Bungie’s release of Destiny 2: Forsaken this week brings large, sweeping changes to the entire game, not just the new expansion content being added to the endgame. While Destiny 2 has had its share of issues and drama during its first year, Forsaken seeks to bring the same positive changes and increased number of users to the game that the original’s The Taken King did for its predecessor. With all these changes being made, is now a good time to pick up the game for someone who hasn’t played Destiny 2 yet? I made the jump to play for the first time and let you know what I run into, in our Destiny 2 Noob Adventures series.
While the complete edition of Forsaken comes with a single level boost to get right into the expansion content, I know many people (myself included) want to experience the story at least once, so we are starting from scratch for this series. I bought the original Destiny at launch, and only played for a few months before I gave up, so I had a few characters in my login screen that were brought over from the original. I had a quick memory show up, but I’m assuming those who were more accomplished would see their raid achievements in this section. I made a new character since I didn’t know if they gave any sort of advantage to using a previous one. After the requisite 30 minutes of choosing just the right hair style, I started as my Awoken Warlock.
Starting from scratch threw me into Ghaul’s raid on the Last City, which felt like a fun way to pull the player into the story regardless of what your previous knowledge of Destiny’s lore is. Even if you’re the type who doesn’t care much for the story, the tutorial looks great in 4k and is awesome to immediately start mowing through giant enemies and feeling like the savior. Until Ghaul kicks you off his ship to your impending doom, of course.
The tutorial experience can range from helpful to frustrating, depending on how far into the game you’ve come. Tutorial notes will pop up and cover the bottom part of your screen, which is expected at the start when you’re just learning the game’s controls and systems. I’ve had multiple times where the tutorial screen would pop up in the middle of a firefight and hide the bottom part of my HUD, though, leaving me to fight blind or try and run away to complete the tutorial and go through the menus it instructs you to. While the weapon system has changed from the 3 slots being based on ammo type to Kinetic, Energy, and Power, at level 15 I still have no idea what the difference is between the three. Starting the game gives you both a Kinetic and Energy weapon that uses primary ammo, and a noticeable oversight in the game’s opening experience sees the player get a sniper rifle to learn how to scope down enemies in a distance, but the sniper uses secondary ammo. At this point, no secondary ammo has dropped as I didn’t have a weapon that used secondary ammo equipped, so I can’t snipe the enemies as intended and just had to rush them. While I will most likely be looking up differences in weapons to learn them, I’m well past the stage where I feel that I should know what the categorizations for the weapons are and why they are done that way.
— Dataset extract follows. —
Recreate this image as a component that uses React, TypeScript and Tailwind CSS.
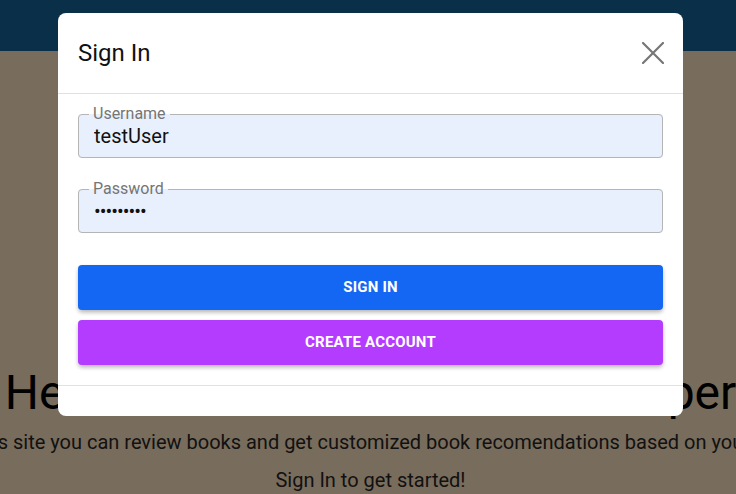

I went into the game expecting to be able to just follow the story and keep leveled up to where I should be, but Destiny 2 is modeled more like a traditional MMORPG in that you will need to do some side activities along with your story missions to keep your level up to snuff. I didn’t hit any hard restrictions until a few hours in, which led me to start exploring the map, learning about the game’s adventures (Destiny’s version of side quests) as well as the events that you can take part in for gear and exp. Breaking up the monotony of running through story missions solo and getting into group quests was a blast, and I had received a fireteam invite after a few where I got to tag along for awhile and have partners to do whatever objectives or bounties we ran into. As the usual noob experience, seeing higher level players with cool moves I don’t have access to yet or armor I’ll get to earn in the future, you get more motivation to keep playing as well as loot left and right to keep you going. This all wouldn’t have been possible without the game’s scaling system, meaning that I could team up with higher level players and still be an effective teammate, though this may be frustrating at level cap when going back to visit an old area.
I haven’t had a chance to try either the Crucible, Destiny 2’s PvP mode or Gambit, the newly-added mode that sees 2 teams of players racing through what looks to be a mini-raid to see who can finish it first. I’ve been busy floating around open world areas to find secret chests and running down world events, but I’m looking to jump into it as soon as I’m ready to get my confidence crushed.
I’m having a real good time playing through the opening levels of Destiny 2 so far, and while I haven’t hit the expansion content yet, I’m enjoying playing through the early story and tripping over loot left and right. I sure hope nothing happens to Cayde-6 though, I’m growing fond of him.
Note: Our Xbox One copy of Destiny 2 was provided by PR.